Tra i dossier inviati appunto alle procure di Bergamo, Milano, Genova e Roma quando Salvini era titolare del Viminale nel Conte 1, c’è la relazione del gruppo di Striano, in cui viene delineata la cronistoria di quell’inchiesta sui 49 milioni della Lega, partita non appena il segretario del Carroccio fu designato nel ruolo di ministro e l’attenzione mediatico-giudiziaria su Salvini era alle stelle.

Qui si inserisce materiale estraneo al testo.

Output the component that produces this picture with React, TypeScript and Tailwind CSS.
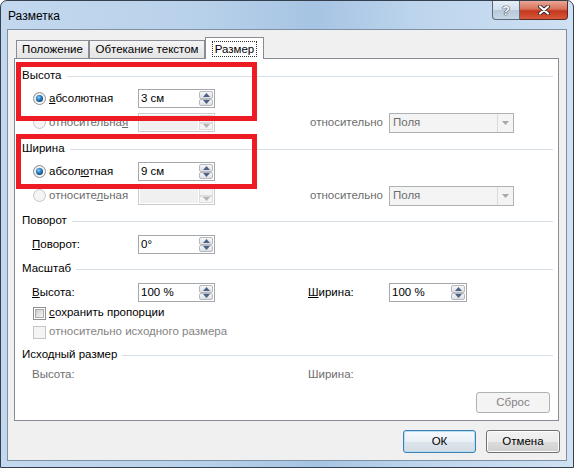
import type { ReactNode } from 'react'

function Radio({ checked = false, disabled = false }: { checked?: boolean; disabled?: boolean }) {
  return (
    <svg width="13" height="13" viewBox="0 0 13 13" className="shrink-0">
      <defs>
        <linearGradient id="radioFill" x1="0" y1="0" x2="1" y2="1">
          <stop offset="0" stopColor="#d5d5d5" />
          <stop offset="1" stopColor="#ffffff" />
        </linearGradient>
        <radialGradient id="radioDot" cx="0.4" cy="0.35" r="0.7">
          <stop offset="0" stopColor="#8fd4fa" />
          <stop offset="0.45" stopColor="#2b86cc" />
          <stop offset="1" stopColor="#0f3f6e" />
        </radialGradient>
      </defs>
      <circle cx="6.5" cy="6.5" r="6" fill={disabled ? '#f4f4f4' : 'url(#radioFill)'} stroke={disabled ? '#c5c5c5' : '#8e8f8f'} />
      {!disabled && <circle cx="6.5" cy="6.5" r="4.5" fill="none" stroke="#f6f6f6" strokeWidth="1" />}
      {checked && <circle cx="6.5" cy="6.5" r="3.5" fill="url(#radioDot)" />}
    </svg>
  )
}

function Checkbox({ disabled = false }: { disabled?: boolean }) {
  return (
    <div
      className={`flex h-[13px] w-[13px] shrink-0 items-center justify-center border ${
        disabled ? 'border-[#c5c5c5] bg-[#f4f4f4]' : 'border-[#8e8f8f] bg-white'
      }`}
    >
      {!disabled && <div className="h-[9px] w-[9px] border border-[#ababab] bg-[linear-gradient(135deg,#cbcbcb,#f7f7f7)]" />}
    </div>
  )
}

function SpinArrow({ up }: { up: boolean }) {
  return (
    <div className="flex h-[8px] items-center justify-center rounded-[2px] border border-[#b6babf] bg-[linear-gradient(#f7f7f7,#dcdfe3)]">
      <svg width="7" height="4" viewBox="0 0 7 4">
        <path d={up ? 'M0 4 L3.5 0 L7 4 Z' : 'M0 0 L3.5 4 L7 0 Z'} fill="#4d6185" />
      </svg>
    </div>
  )
}

function Spinner({ value = '', disabled = false, width = 'w-[77px]' }: { value?: string; disabled?: boolean; width?: string }) {
  return (
    <div
      className={`flex h-[19px] ${width} shrink-0 items-stretch border ${
        disabled ? 'border-[#c9cbcf] bg-white' : 'border-[#a4a7ab] bg-white'
      }`}
    >
      <div className={`flex flex-1 items-center pl-[2px] ${disabled ? 'm-[1px] bg-[#f0f0f0]' : ''}`}>{value}</div>
      <div className="flex w-[15px] flex-col justify-center py-px pr-px">
        {disabled ? (
          <>
            <div className="h-[8px] border border-[#dcdcdc] bg-[#f4f4f4]" />
            <div className="flex h-[8px] items-center justify-center border border-[#dcdcdc] bg-[#f4f4f4]">
              <svg width="7" height="4" viewBox="0 0 7 4">
                <path d="M0 0 L3.5 4 L7 0 Z" fill="#b4b4b4" />
              </svg>
            </div>
          </>
        ) : (
          <>
            <SpinArrow up />
            <SpinArrow up={false} />
          </>
        )}
      </div>
    </div>
  )
}

function Dropdown() {
  return (
    <div className="flex h-[20px] w-[125px] shrink-0 items-stretch border border-[#adb2b5] bg-[#f4f4f4]">
      <div className="flex flex-1 items-center pl-[3px] text-[#6d6d6d]">Поля</div>
      <div className="flex w-[16px] items-center justify-center border-l border-[#dadada]">
        <svg width="7" height="4" viewBox="0 0 7 4">
          <path d="M0 0 L3.5 4 L7 0 Z" fill="#a8a8a8" />
        </svg>
      </div>
    </div>
  )
}

function SectionHeader({ title, className = '' }: { title: string; className?: string }) {
  return (
    <div className={`flex h-[18px] items-center pl-[7px] pr-[5px] ${className}`}>
      <span>{title}</span>
      <div className="ml-[5px] h-px flex-1 bg-[#d5dfe5]" />
    </div>
  )
}

function WinButton({ children, primary = false, disabled = false, className = '' }: { children: ReactNode; primary?: boolean; disabled?: boolean; className?: string }) {
  const look = disabled
    ? 'border-[#adb2b5] bg-[#f4f4f4] text-[#838383]'
    : primary
      ? 'border-[#3c7fb1] bg-[linear-gradient(#f4f9fc_0%,#e9f0f5_50%,#dde5eb_50%,#d2dce3_100%)] shadow-[inset_0_0_0_1px_#b5def5]'
      : 'border-[#707070] bg-[linear-gradient(#f2f2f2_0%,#ebebeb_50%,#dddddd_50%,#cfcfcf_100%)] shadow-[inset_0_0_0_1px_#fcfcfc]'
  return (
    <div className={`flex items-center justify-center rounded-[3px] border ${look} ${className}`}>{children}</div>
  )
}

function Tab({ label, selected = false, width }: { label: string; selected?: boolean; width: string }) {
  if (selected) {
    return (
      <div className={`relative z-10 -mb-px flex h-[22px] ${width} items-start justify-center border border-b-0 border-[#898c95] bg-white pt-[3px]`}>
        <span className="border border-dotted border-[#333] px-[2px] leading-[14px]">{label}</span>
      </div>
    )
  }
  return (
    <div className={`flex h-[18px] ${width} items-center justify-center border border-b-0 border-[#898c95] bg-[linear-gradient(#f4f4f4,#e4e4e4)] pt-px`}>
      {label}
    </div>
  )
}

export default function App() {
  return (
    <div className="relative flex h-[468px] w-[574px] flex-col overflow-hidden rounded-t-[7px] border border-[#34404e] bg-[linear-gradient(90deg,#c3d8ee_0%,#b8d1ea_35%,#a6c4e3_55%,#bcd4ec_72%,#cfe1f3_100%)] font-['Liberation_Sans',Arial,sans-serif] text-[11.5px] text-black">
      {/* Title bar */}
      <div className="flex h-[28px] items-start">
        <div className="pl-[7px] pt-[7px] text-[12px] leading-[16px]">Разметка</div>
        <div className="ml-auto mr-[5px] flex">
          <div className="flex h-[19px] w-[28px] items-center justify-center rounded-bl-[4px] border border-t-0 border-[#5b6a7a] bg-[linear-gradient(#e6eef6_0%,#d2dfec_50%,#b7c8d9_50%,#c9d7e5_100%)]">
            <span className="text-[13px] font-bold leading-none text-white [text-shadow:0_0_1px_#2d3a48,0_0_1px_#2d3a48,0_0_1px_#2d3a48]">?</span>
          </div>
          <div className="flex h-[19px] w-[48px] items-center justify-center rounded-br-[4px] border border-l-0 border-t-0 border-[#5b2a22] bg-[linear-gradient(#e9a796_0%,#d8715a_45%,#c3361e_55%,#d8583c_100%)]">
            <svg width="12" height="10" viewBox="0 0 12 10">
              <path d="M2 1.5 L10 8.5 M10 1.5 L2 8.5" stroke="#3b2a28" strokeWidth="4" strokeLinecap="round" />
              <path d="M2 1.5 L10 8.5 M10 1.5 L2 8.5" stroke="#ffffff" strokeWidth="2.2" strokeLinecap="round" />
            </svg>
          </div>
        </div>
      </div>

      {/* Client area */}
      <div className="ml-[6px] flex h-[432px] w-[560px] flex-col border border-[#7e90a4] bg-[#f0f0f0] px-[6px] pt-[7px]">
        <div className="ml-[2px] flex h-[21px] items-end">
          <Tab label="Положение" width="w-[73px]" />
          <Tab label="Обтекание текстом" width="w-[116px]" />
          <Tab label="Размер" width="w-[59px]" selected />
        </div>

        <div className="flex h-[363px] w-[545px] flex-col border border-[#898c95] bg-white">
          <SectionHeader title="Высота" className="mt-[8px]" />
          <div className="mt-[4px] flex h-[19px] items-center pl-[18px]">
            <div className="flex w-[105px] items-center gap-[3px]">
              <Radio checked />
              <span><u>а</u>бсолютная</span>
            </div>
            <Spinner value="3 см" />
          </div>
          <div className="mt-[5px] flex h-[19px] items-center pl-[18px]">
            <div className="flex w-[105px] items-center gap-[3px] text-[#6d6d6d]">
              <Radio disabled />
              <span>относительна<u>я</u></span>
            </div>
            <Spinner disabled />
            <span className="ml-[95px] w-[79px] text-[#6d6d6d]">относительно</span>
            <Dropdown />
          </div>

          <SectionHeader title="Ширина" className="mt-[8px]" />
          <div className="mt-[4px] flex h-[19px] items-center pl-[18px]">
            <div className="flex w-[105px] items-center gap-[3px]">
              <Radio checked />
              <span>абсол<u>ю</u>тная</span>
            </div>
            <Spinner value="9 см" />
          </div>
          <div className="mt-[5px] flex h-[19px] items-center pl-[18px]">
            <div className="flex w-[105px] items-center gap-[3px] text-[#6d6d6d]">
              <Radio disabled />
              <span>относите<u>л</u>ьная</span>
            </div>
            <Spinner disabled />
            <span className="ml-[95px] w-[79px] text-[#6d6d6d]">относительно</span>
            <Dropdown />
          </div>

          <SectionHeader title="Поворот" className="mt-[7px]" />
          <div className="mt-[5px] flex h-[19px] items-center pl-[17px]">
            <span className="w-[106px]"><u>П</u>оворот:</span>
            <Spinner value="0°" />
          </div>

          <SectionHeader title="Масштаб" className="mt-[6px]" />
          <div className="mt-[5px] flex h-[19px] items-center pl-[17px]">
            <span className="w-[106px]"><u>В</u>ысота:</span>
            <Spinner value="100 %" />
            <span className="ml-[93px] w-[81px]"><u>Ш</u>ирина:</span>
            <Spinner value="100 %" width="w-[78px]" />
          </div>
          <div className="mt-[3px] flex h-[16px] items-center gap-[3px] pl-[18px]">
            <Checkbox />
            <span><u>с</u>охранить пропорции</span>
          </div>
          <div className="mt-[3px] flex h-[16px] items-center gap-[3px] pl-[18px] text-[#838383]">
            <Checkbox disabled />
            <span>относительно исходного размера</span>
          </div>

          <SectionHeader title="Исходный размер" className="mt-[6px]" />
          <div className="mt-[3px] flex h-[16px] items-center pl-[17px] text-[#6d6d6d]">
            <span className="w-[276px]">Высота:</span>
            <span>Ширина:</span>
          </div>
          <div className="mt-[9px] flex justify-end pr-[8px]">
            <WinButton disabled className="h-[21px] w-[74px]">Сброс</WinButton>
          </div>
        </div>

        <div className="mt-[9px] flex justify-end gap-[10px]">
          <WinButton primary className="h-[23px] w-[73px]">ОК</WinButton>
          <WinButton className="h-[23px] w-[74px]">Отмена</WinButton>
        </div>
      </div>

      {/* Red highlight frames drawn over the dialog */}
      <div className="absolute left-[15px] top-[61px] h-[59px] w-[241px] border-[5px] border-[#ed1c24]" />
      <div className="absolute left-[15px] top-[133px] h-[55px] w-[241px] border-[5px] border-[#ed1c24]" />
    </div>
  )
}
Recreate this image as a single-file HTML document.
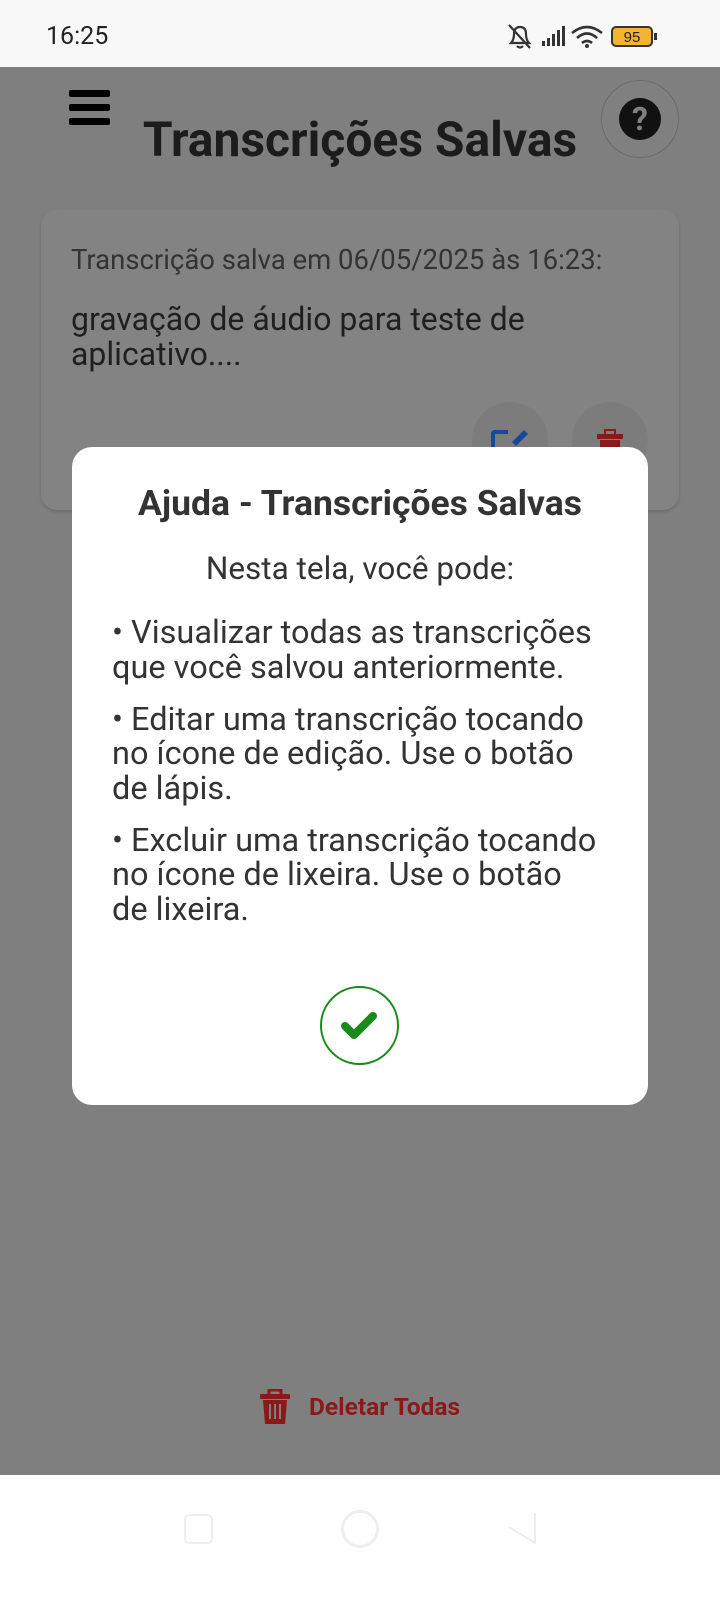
<!DOCTYPE html>
<html><head><meta charset="utf-8"><style>
*{margin:0;padding:0;box-sizing:border-box}
body{width:720px;height:1600px;position:relative;overflow:hidden;background:#7f7f7f;font-family:"Roboto","Liberation Sans",sans-serif;color:#222}
.abs{position:absolute}
.sb{left:0;top:0;width:720px;height:67px;background:#f8f8f8}
.nav{left:0;top:1475px;width:720px;height:125px;background:#fff}
</style></head><body>
<div class="abs sb">
 <div class="abs" style="left:46px;top:22px;font-size:25px;color:#222">16:25</div>
 <svg class="abs" style="left:506px;top:22px" width="170" height="30" viewBox="0 0 170 30">
  <g fill="none" stroke="#333" stroke-width="2.2"><path d="M5 21 Q8 18 8 12 Q8 5 14 5 Q20 5 20 12 Q20 18 23 21 Z"/><path d="M3 3 L24 26"/><path d="M11 24 Q14 27 17 24"/></g>
  <g fill="#333"><rect x="36" y="19" width="3" height="5"/><rect x="41" y="16" width="3" height="8"/><rect x="46" y="12" width="3" height="12"/><rect x="51" y="8" width="3" height="16"/><rect x="56" y="4" width="3" height="20"/></g>
  <g fill="none" stroke="#333" stroke-width="2.6"><path d="M66 11 Q81 -1 96 11"/><path d="M71 16 Q81 7 91 16"/><path d="M76 21 Q81 17 86 21"/></g>
  <circle cx="81" cy="24" r="2" fill="#333"/>
  <rect x="106" y="5" width="40" height="19" rx="4" fill="#f2b530" stroke="#333" stroke-width="2"/>
  <rect x="148" y="11" width="3" height="7" fill="#333"/>
  <text x="126" y="20" font-size="15" text-anchor="middle" fill="#222" font-family="Liberation Sans">95</text>
 </svg>
</div>
<div class="abs" style="left:69px;top:90px;width:41px;height:7px;background:#000;border-radius:2px"></div>
<div class="abs" style="left:69px;top:104px;width:41px;height:7px;background:#000;border-radius:2px"></div>
<div class="abs" style="left:69px;top:118px;width:41px;height:7px;background:#000;border-radius:2px"></div>
<div class="abs" style="left:0;width:720px;top:114px;line-height:52px;text-align:center;font-size:48px;font-weight:bold;color:#1c1c1c">Transcrições Salvas</div>
<div class="abs" style="left:601px;top:80px;width:78px;height:78px;border-radius:50%;border:1.5px solid #6a6a6a;background:#808080"></div>
<div class="abs" style="left:619px;top:98px;width:42px;height:42px;border-radius:50%;background:#111;color:#808080;font-size:32px;font-weight:bold;text-align:center;line-height:42px">?</div>
<div class="abs" style="left:41px;top:210px;width:638px;height:300px;border-radius:16px;background:#838383;box-shadow:0 2px 3px rgba(0,0,0,.15)"></div>
<div class="abs" style="left:71px;top:244px;line-height:32px;font-size:27.5px;color:#333;white-space:nowrap">Transcrição salva em 06/05/2025 às 16:23:</div>
<div class="abs" style="left:71px;top:302px;font-size:32px;color:#1f1f1f;line-height:35px;white-space:nowrap">gravação de áudio para teste de<br>aplicativo....</div>
<div class="abs" style="left:472px;top:402px;width:76px;height:76px;border-radius:50%;background:#7c7c7c"></div>
<div class="abs" style="left:572px;top:402px;width:76px;height:76px;border-radius:50%;background:#7c7c7c"></div>
<svg class="abs" style="left:490px;top:428px" width="40" height="20"><path d="M3 20 V6 Q3 4 5 4 H18" fill="none" stroke="#17489a" stroke-width="4"/><path d="M22 14 L34 2 L38 6 L26 18Z" fill="#17489a"/></svg>
<svg class="abs" style="left:595px;top:428px" width="30" height="20"><rect x="2" y="6" width="26" height="5" fill="#8a1a1a"/><rect x="10" y="2" width="10" height="5" fill="none" stroke="#8a1a1a" stroke-width="2"/><rect x="5" y="12" width="20" height="8" fill="#8a1a1a"/></svg>
<div class="abs" style="left:72px;top:447px;width:576px;height:658px;background:#fff;border-radius:20px"></div>
<div class="abs" style="left:72px;width:576px;top:483px;line-height:40px;text-align:center;font-size:35.5px;font-weight:bold;color:#333;white-space:nowrap">Ajuda - Transcrições Salvas</div>
<div class="abs" style="left:72px;width:576px;top:551px;line-height:36px;text-align:center;font-size:31.5px;color:#333">Nesta tela, você pode:</div>
<div class="abs" style="left:112px;width:485px;top:615px;font-size:32.5px;color:#333;line-height:34.5px">
 <div>• Visualizar todas as transcrições que você salvou anteriormente.</div>
 <div style="margin-top:17.5px">• Editar uma transcrição tocando no ícone de edição. Use o botão de lápis.</div>
 <div style="margin-top:17.5px">• Excluir uma transcrição tocando no ícone de lixeira. Use o botão de lixeira.</div>
</div>
<div class="abs" style="left:320px;top:986px;width:79px;height:79px;border-radius:50%;border:2px solid #1a8a1a"></div>
<svg class="abs" style="left:340px;top:1008px" width="40" height="34"><path d="M5 18 L14 27 L33 8" fill="none" stroke="#1a8a1a" stroke-width="8" stroke-linecap="round" stroke-linejoin="round"/></svg>
<svg class="abs" style="left:260px;top:1389px" width="30" height="36" viewBox="0 0 30 36"><rect x="0" y="5" width="30" height="5" rx="1" fill="#8a1a1a"/><path d="M9 5 V1 H21 V5" fill="none" stroke="#8a1a1a" stroke-width="3"/><path d="M3 11 H27 L25 35 H5Z" fill="#8a1a1a"/><g stroke="#7f7f7f" stroke-width="2"><path d="M10 15 V30 M15 15 V30 M20 15 V30"/></g></svg>
<div class="abs" style="left:309px;top:1392px;line-height:30px;font-size:24.5px;font-weight:bold;color:#8a1a1a;white-space:nowrap">Deletar Todas</div>
<div class="abs nav">
 <div class="abs" style="left:184px;top:39px;width:29px;height:30px;border:2px solid #eee;border-radius:5px"></div>
 <div class="abs" style="left:341px;top:35px;width:38px;height:38px;border:3px solid #eee;border-radius:50%"></div>
 <svg class="abs" style="left:505px;top:36px" width="32" height="36"><path d="M30 2 V32 L4 16" fill="none" stroke="#eee" stroke-width="2"/></svg>
</div>
</body></html>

Non è un caso che la prima Sos, ritenuta illegale, setacciata da Striano e inviata a Giovanni Tizian per L’Espresso, il settimanale che ha avviato l’inchiesta giornalistica contro il partito, riguardi Angelo Lazzari, definito «il manager dei misteri finanziari della Lega». Un nome che è contenuto nel rapporto del gruppo Sos, la squadra che sotto il comando di Striano ha controllato decine di nominativi di leghisti e società, tra cui Andrea Manzoni e Alberto di Rubba, rispettivamente direttore amministrativo e revisore legale del gruppo Lega - Salvini premier alla Camera e al Se- nato. Due «pedine fondamentali per gli interessi delle operatività economiche-finanziarie del partito politico Lega nord», scrive Striano, il quale nell’oggetto del dossier indica «approfondimenti elementi informativi provenienti da una Fiu estera».

L’investigatore, insomma, specifica che l’origine degli accertamenti finanziari arrivava da una segnalazione estera, proveniente da San Marino, che l’unità di intelligence finanziaria avrebbe mandato alla Dia il 29 agosto di quell’anno, indicando «una serie di elementi informativi su dei nominativi, partendo da un input giornalistico (notizie stampa), riguardanti flussi finanziari correlati al partito politico della Lega nord», si legge, «apprendendo dalle stesse di un possibile collegamento che tali flussi avrebbero con una società fiduciaria lussemburghese, non meglio specificata, riconducibile all’ex presidente del Cda della banca sammarinese denominata Cis Spa».

Spuntano dunque i nomi degli attenzionati dagli spioni, proprio quelli oggetto degli accessi abusivi di Striano e i cui documenti sono stati inviati ai giornalisti. La relazione prosegue intrecciando conti e flussi di denaro, ma riguardo all’ipotesi del possibile collegamento con la fiduciaria sottolinea che «la Fiu straniera tiene a precisare che, dall’analisi delle trascrizioni registrate sui rapporti di c/c dei predetti soggetti, le stesse movimentazioni non apparirebbero correlate ai fatti appena ipotizzati». Insomma, non è chiaro su che basi sia partita la segnalazione da San Marino, perché viene riportata quale origine generiche notizie stampa, ma si scopre che alcune segnalazioni per operazioni sospette finite sotto la lente di Bankitalia sarebbero state attivate «dalla procura di Genova in data 26.03.2018 e successivamente in data 12.06.2019». Data, quest’ultima, in cui l’allora procuratore De Raho aveva trasmesso il dossier Lega. Proprio nel momento di massimo accerchiamento del segretario del Carroccio, che con la sua politica da ministro dei porti chiusi era sotto attacco mediatico, politico e giudiziario. E quando l’ex capo dell’Anm Luca Palamara diceva in chat, al procuratore di Viterbo Paolo Auriemma, che anche se Salvini non sbagliava, «comunque bisogna attaccarlo».